GREEN IS BLUE

Author: Bruce Jenkins  Date Posted:23 February 2024 

GREEN IS BLUE

There are so many excellent Grant Green albums from the 1960s that it can be rather daunting for the newcomer to navigate this master guitarist’s catalogue. In the first two years of the decade alone Green released a dozen LPs under his own name and guested on many others. Just to be clear, we are talking 1961—1962. He was a busy man.

It is one of those unfair quirks of fate, then, that during this all too brief a lifetime—Green died in 1975 at the age of forty-three—he received relatively little attention and scandalously few plaudits. His gospel roots, hard bop apprenticeship and love of Latin flavours make for much variety in his work. Later he embraced a more funky sound, and is considered an important player in Soul Jazz.

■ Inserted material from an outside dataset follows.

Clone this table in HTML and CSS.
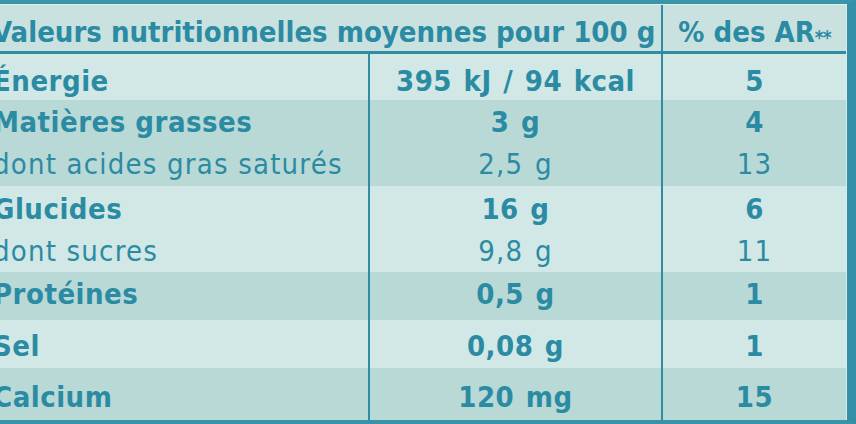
FILE: index.html
```html
<!DOCTYPE html>
<html lang="fr">
<head>
<meta charset="utf-8">
<title>Valeurs nutritionnelles</title>
<link rel="stylesheet" href="styles.css">
</head>
<body>
<div class="label">
  <div class="table">
    <div class="row head">
      <div class="c12">Valeurs nutritionnelles moyennes pour 100 g</div>
      <div class="c3">% des AR<span class="ast">**</span></div>
    </div>
    <div class="row light b">
      <div class="c1">Énergie</div><div class="c2">395 kJ / 94 kcal</div><div class="c3">5</div>
    </div>
    <div class="row dark b">
      <div class="c1">Matières grasses</div><div class="c2">3 g</div><div class="c3">4</div>
    </div>
    <div class="row dark">
      <div class="c1">dont acides gras saturés</div><div class="c2">2,5 g</div><div class="c3">13</div>
    </div>
    <div class="row light b">
      <div class="c1">Glucides</div><div class="c2">16 g</div><div class="c3">6</div>
    </div>
    <div class="row light">
      <div class="c1">dont sucres</div><div class="c2">9,8 g</div><div class="c3">11</div>
    </div>
    <div class="row dark b">
      <div class="c1">Protéines</div><div class="c2">0,5 g</div><div class="c3">1</div>
    </div>
    <div class="row light b">
      <div class="c1">Sel</div><div class="c2">0,08 g</div><div class="c3">1</div>
    </div>
    <div class="row dark b">
      <div class="c1">Calcium</div><div class="c2">120 mg</div><div class="c3">15</div>
    </div>
  </div>
</div>
</body>
</html>
```
FILE: styles.css
```css
html, body {
  margin: 0;
  padding: 0;
  width: 856px;
  height: 424px;
  overflow: hidden;
  background: #c9e2e0;
}

.label {
  width: 856px;
  height: 424px;
  box-sizing: border-box;
  border-top: 4px solid #3a95a9;
  border-bottom: 4px solid #3a94a8;
  border-right: 9px solid #3390a6;
  font-family: "Liberation Sans Narrow", "Arial Narrow", "DejaVu Sans Condensed", sans-serif;
  color: #2b8ba3;
  display: flex;
}

.table {
  flex: 1;
  display: flex;
  flex-direction: column;
  border-top: 1px solid #e0efee;
  border-right: 1px solid #d9ecea;
}

.row {
  display: grid;
  grid-template-columns: 368px 293px 1fr;
  align-items: end;
  font-size: 29px;
  line-height: 1;
  white-space: nowrap;
  letter-spacing: 1.2px;
}

.row.b { font-weight: 700; letter-spacing: 0.5px; }
.row.light { background: #d2e8e6; }
.row.dark { background: #b9d9d6; }

.c1 {
  text-indent: -7px;
  align-self: stretch;
  display: flex;
  align-items: flex-end;
}
.c2, .c3 {
  text-align: center;
  align-self: stretch;
  display: flex;
  align-items: flex-end;
  justify-content: center;
  border-left: 2px solid #2f8ca3;
}
.c2 { word-spacing: 2px; }

.head {
  grid-template-columns: 661px 1fr;
  height: 46px;
  font-size: 29px;
  font-weight: 700;
  letter-spacing: 0;
  background: #c9e2e0;
  border-bottom: 3px solid #2f8ca3;
}
.head .c12 {
  text-indent: -8px;
  align-self: stretch;
  display: flex;
  align-items: flex-end;
  padding-bottom: 4px;
}
.head .c3 { padding-bottom: 4px; }
.ast { font-size: 19px; vertical-align: 9px; letter-spacing: -1px; }

.row:nth-child(2) { height: 46px; }
.row:nth-child(3) { height: 42px; }
.row:nth-child(4) { height: 44px; }
.row:nth-child(5) { height: 42px; }
.row:nth-child(6) { height: 44px; }
.row:nth-child(7) { height: 48px; }
.row:nth-child(8) { height: 48px; }
.row:nth-child(9) { height: 52px; }

.row:nth-child(2) > div { padding-bottom: 4px; }
.row:nth-child(3) > div { padding-bottom: 5px; }
.row:nth-child(4) > div { padding-bottom: 7px; }
.row:nth-child(5) > div { padding-bottom: 4px; }
.row:nth-child(6) > div { padding-bottom: 6px; }
.row:nth-child(7) > div { padding-bottom: 11px; }
.row:nth-child(8) > div { padding-bottom: 7px; }
.row:nth-child(9) > div { padding-bottom: 8px; }
```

Green worked with different jazz formats, particularly enjoying the guitar-organ-drums trio setting, yet it is his quartet and quintet recordings that highlight what a versatile and sensitive player he was. The sparkling single note lines that characterise his style are always fresh and bright, and shine even more brightly when paired with a sympathetic saxophone foil. This can be heard delightfully on Born To Be Blue, recorded at two sessions in December 1961 and March 1962, and our feature album today.

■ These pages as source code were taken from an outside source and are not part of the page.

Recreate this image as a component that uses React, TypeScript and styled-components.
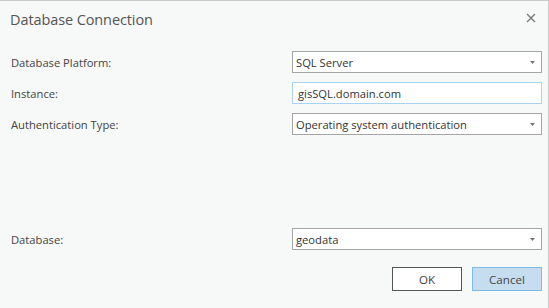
import * as React from "react";
import styled, { createGlobalStyle } from "styled-components";

const GlobalStyle = createGlobalStyle`
	html, body {
		margin: 0;
		padding: 0;
		background: #f7f8f8;
	}
	body {
		font-family: "Open Sans", "Noto Sans", "Liberation Sans", sans-serif;
		color: #444;
	}
`;

const Dialog = styled.div`
	width: 549px;
	height: 308px;
	box-sizing: border-box;
	background: #f7f8f8;
	border-top: 1px solid #c9caca;
	border-right: 1px solid #c9caca;
	display: flex;
	flex-direction: column;
`;

const Header = styled.div`
	height: 37px;
	display: flex;
	align-items: center;
	justify-content: space-between;
	padding: 0 11px 0 10px;
`;

const Title = styled.div`
	font-size: 14.5px;
	color: #555;
	letter-spacing: -0.1px;
	margin-top: -1px;
`;

const CloseButton = styled.button`
	border: none;
	background: none;
	padding: 0;
	width: 12px;
	height: 12px;
	display: flex;
	align-items: center;
	justify-content: center;
	margin-top: -4px;
	cursor: pointer;
`;

const Form = styled.div`
	display: grid;
	grid-template-columns: 281px 250px;
	row-gap: 9px;
	padding: 13px 0 0 11px;
	align-items: center;
`;

const Spacer = styled.div`
	flex: 1;
`;

const Label = styled.label`
	font-size: 11.2px;
	color: #444;
`;

const FieldBox = styled.div<{ $focused?: boolean; $arrow?: boolean }>`
	height: 22px;
	box-sizing: border-box;
	background: #fff;
	border: 1px solid ${(p) => (p.$focused ? "#a9d3f0" : "#a5a5a5")};
	display: flex;
	align-items: center;
	justify-content: space-between;
	padding: 0 6px 0 ${(p) => (p.$arrow ? "3px" : "5px")};
	font-size: 11.2px;
	color: #333;
`;

const Arrow = styled.svg`
	flex: none;
	margin-top: 1px;
`;

const Footer = styled.div`
	display: flex;
	justify-content: flex-end;
	gap: 10px;
	padding: 17px 6px 17px 0;
`;

const Button = styled.button<{ $primary?: boolean }>`
	width: 70px;
	height: 24px;
	box-sizing: border-box;
	font-family: inherit;
	font-size: 11.6px;
	color: #444;
	background: ${(p) => (p.$primary ? "#c6dcef" : "#fff")};
	border: 1px solid ${(p) => (p.$primary ? "#7fbbe8" : "#555")};
	padding: 0;
	cursor: pointer;
`;

function DropArrow() {
	return (
		<Arrow width="5" height="3" viewBox="0 0 5 3">
			<polygon points="0,0 5,0 2.5,3" fill="#777" />
		</Arrow>
	);
}

function Select({ value }: { value: string }) {
	return (
		<FieldBox $arrow>
			<span>{value}</span>
			<DropArrow />
		</FieldBox>
	);
}

export default function App() {
	return (
		<>
			<GlobalStyle />
			<Dialog>
				<Header>
					<Title>Database Connection</Title>
					<CloseButton aria-label="Close">
						<svg width="10" height="10" viewBox="0 0 10 10">
							<path d="M1 1L9 9M9 1L1 9" stroke="#777" strokeWidth="1.3" />
						</svg>
					</CloseButton>
				</Header>
				<Form>
					<Label>Database Platform:</Label>
					<Select value="SQL Server" />
					<Label>Instance:</Label>
					<FieldBox $focused>gisSQL.domain.com</FieldBox>
					<Label>Authentication Type:</Label>
					<Select value="Operating system authentication" />
				</Form>
				<Spacer />
				<Form>
					<Label>Database:</Label>
					<Select value="geodata" />
				</Form>
				<Footer>
					<Button>OK</Button>
					<Button $primary>Cancel</Button>
				</Footer>
			</Dialog>
		</>
	);
}
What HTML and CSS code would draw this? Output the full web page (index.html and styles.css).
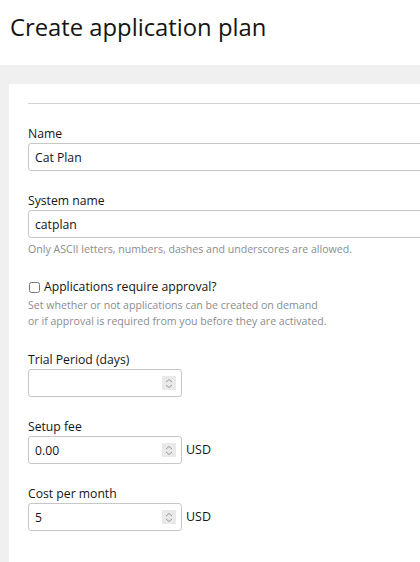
FILE: index.html
```html
<!DOCTYPE html>
<html>
<head>
<meta charset="utf-8">
<link rel="stylesheet" href="styles.css">
</head>
<body>
<header class="page-header">
  <h1 class="title">Create application plan</h1>
</header>
<main class="page-body">
  <section class="card">
    <hr class="rule">
    <form class="form">
      <div class="field">
        <label class="label" for="name">Name</label>
        <input class="input input-wide" id="name" type="text" value="Cat Plan">
      </div>
      <div class="field">
        <label class="label" for="sys">System name</label>
        <input class="input input-wide" id="sys" type="text" value="catplan">
        <p class="hint hint-sys">Only ASCII letters, numbers, dashes and underscores are allowed.</p>
      </div>
      <div class="field field-push">
        <label class="check-label"><input class="check" type="checkbox"> Applications require approval?</label>
        <p class="hint hint-check">Set whether or not applications can be created on demand<br>or if approval is required from you before they are activated.</p>
      </div>
      <div class="field field-push">
        <label class="label" for="trial">Trial Period (days)</label>
        <div class="num-wrap">
          <input class="input input-num" id="trial" type="text">
          <span class="spin"><svg width="8" height="11" viewBox="0 0 8 11"><path d="M1 4 L4 1.5 L7 4 M1 7 L4 9.5 L7 7" fill="none" stroke="#9a9a9a" stroke-width="1"/></svg></span>
        </div>
      </div>
      <div class="field">
        <label class="label" for="setup">Setup fee</label>
        <div class="row">
          <div class="num-wrap">
            <input class="input input-num" id="setup" type="text" value="0.00">
            <span class="spin"><svg width="8" height="11" viewBox="0 0 8 11"><path d="M1 4 L4 1.5 L7 4 M1 7 L4 9.5 L7 7" fill="none" stroke="#9a9a9a" stroke-width="1"/></svg></span>
          </div>
          <span class="unit">USD</span>
        </div>
      </div>
      <div class="field">
        <label class="label" for="cost">Cost per month</label>
        <div class="row">
          <div class="num-wrap">
            <input class="input input-num" id="cost" type="text" value="5">
            <span class="spin"><svg width="8" height="11" viewBox="0 0 8 11"><path d="M1 4 L4 1.5 L7 4 M1 7 L4 9.5 L7 7" fill="none" stroke="#9a9a9a" stroke-width="1"/></svg></span>
          </div>
          <span class="unit">USD</span>
        </div>
      </div>
    </form>
  </section>
</main>
</body>
</html>
```
FILE: styles.css
```css
html, body {
  margin: 0;
  padding: 0;
  overflow: hidden;
  background: #f0f0f0;
}
body {
  width: 420px;
  height: 562px;
  font-family: "Open Sans", "Liberation Sans", sans-serif;
  color: #151515;
}
.page-header {
  background: #fff;
  height: 65px;
  padding-left: 10px;
  box-sizing: border-box;
}
.title {
  margin: 0;
  padding-top: 11px;
  font-family: "Open Sans", sans-serif;
  font-weight: 400;
  font-size: 23.8px;
  line-height: 32px;
  color: #151515;
  white-space: nowrap;
}
.page-body {
  padding: 19px 0 0 9px;
  overflow: hidden;
  height: 497px;
  box-sizing: border-box;
}
.card {
  background: #fff;
  width: 411px;
  height: 478px;
  padding: 19px 0 0 19px;
  box-sizing: border-box;
  overflow: hidden;
}
.rule {
  margin: 0;
  border: 0;
  border-top: 1px solid #d2d2d2;
  height: 0;
}
.form {
  display: flex;
  flex-direction: column;
  gap: 20px;
  padding-top: 20px;
}
.field {
  display: flex;
  flex-direction: column;
  align-items: flex-start;
}
.field-push {
  margin-top: 1px;
}
.label {
  font-size: 12.2px;
  line-height: 17px;
  padding-top: 1px;
  margin-bottom: 1px;
  white-space: nowrap;
}
.input {
  box-sizing: border-box;
  height: 28px;
  border: 1px solid #c7c7c7;
  border-radius: 3px;
  padding: 0 6px;
  font-family: "Open Sans", sans-serif;
  font-size: 12.2px;
  color: #151515;
  background: #fff;
  margin: 0;
  outline: none;
}
.input-wide {
  width: 400px;
}
.input-num {
  width: 154px;
}
.num-wrap {
  position: relative;
  width: 154px;
  height: 28px;
}
.spin {
  position: absolute;
  right: 6px;
  top: 7px;
  width: 14px;
  height: 14px;
  background: #e9e9e9;
  display: flex;
  align-items: center;
  justify-content: center;
}
.hint {
  margin: 0;
  font-size: 10.6px;
  line-height: 16px;
  color: #8a8d90;
  white-space: nowrap;
}
.hint-sys {
  margin-top: 3px;
}
.hint-check {
  margin-top: 1px;
}
.check-label {
  display: flex;
  align-items: center;
  gap: 4px;
  font-size: 12.2px;
  line-height: 18px;
  white-space: nowrap;
}
.check {
  margin: 0 0 0 1px;
  width: 11px;
  height: 11px;
}
.row {
  display: flex;
  align-items: center;
  gap: 4px;
}
.unit {
  font-size: 12.5px;
  line-height: 18px;
}
```
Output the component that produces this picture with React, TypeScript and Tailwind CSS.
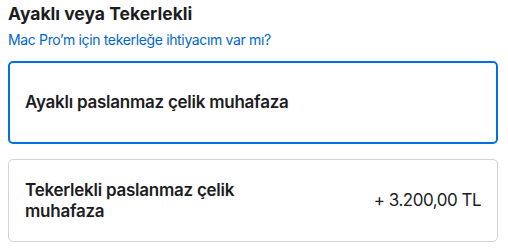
const options = [
  { id: 'feet', name: 'Ayaklı paslanmaz çelik muhafaza', price: '', selected: true },
  { id: 'wheels', name: 'Tekerlekli paslanmaz çelik muhafaza', price: '+ 3.200,00 TL', selected: false },
]

const App = () => {
  return (
    <div className="bg-white px-2 pt-[3px] text-[#1d1d1f] font-['Inter',sans-serif]">
      <h2 className="text-[17.5px] font-bold leading-[21px]">Ayaklı veya Tekerlekli</h2>
      <a href="#" className="mt-[7px] block text-[14px] leading-[18px] tracking-[-0.35px] text-[#0066cc]">
        Mac Pro’m için tekerleğe ihtiyacım var mı?
      </a>
      <div className="mt-[12px] w-[490px] space-y-[15px]">
        {options.map((o) => (
          <div
            key={o.id}
            className={
              o.selected
                ? 'flex h-[83px] items-center justify-between rounded-[5px] border-2 border-[#0071e3] px-[15px]'
                : 'flex h-[83px] items-center justify-between rounded-[5px] border border-[#d2d2d7] px-4'
            }
          >
            <span className="max-w-[285px] text-[17px] font-semibold leading-[21px] tracking-[-0.25px]">{o.name}</span>
            {o.price && <span className="text-[17px] leading-[21px] tracking-[-0.5px]">{o.price}</span>}
          </div>
        ))}
      </div>
    </div>
  )
}

export default App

Ike Quebec was a popular and effortlessly cool tenor player whose tone leaps out of the speakers. He steps forward on the opening cut of Born To Be Blue, "Someday My Prince Will Come." Many will know this Disney film tune via versions by Miles Davis and the immaculate Bill Evans. Often, as the wistful title suggests, the song is played with a dreamy lilt. Here, with Green and Quebec taking the lead, it scampers along in swinging 4/4 time. The feel is not of pining hope, but an excited celebration. My Prince is coming… today!

All the pieces on the LP are jazz standards, and Mel Torme’s "Born To Be Blue" is one of the best. I first heard the song on Steve Miller’s 1988 covers album Born 2 B Blue and instantly fell in love with its wry, melancholic air. Although Green’s version is of course instrumental, the mood of the piece is beautifully captured, especially in Quebec’s languid opening solo.

Pianist Sonny Clark has a lovely moment on the final track of side one, the ballad "If I Should Love You". His eschewing of chords and choice of a clear, single-note style fits the leader’s approach perfectly.

In his cover notes for the superb Blue Note Tone Poet re-issue, Richard Seidel observes that Green, Quebec and Clark were all "simple, direct players with strong melodic approaches and much rhythmic drive." This can be heard and enjoyed throughout Born To Be Blue, without doubt one of the azure gems in Green’s discography.

 

An afterthought

Some idea of the regard in which this jazz fan holds Grant Green can be gauged from the revelation that this is the third GG album to appear at the Discrepancy blog.

A couple of years back we featured 1964’s Idle Moments, while in March 2023 the funky 1970 album Green Is Beautiful got our toes tapping.

If you love small group jazz and don’t know Grant Green (or Ike Quebec, for that matter) Born To Be Blue is an LP to seek out, especially in this superb 2019 Tone Poet pressing.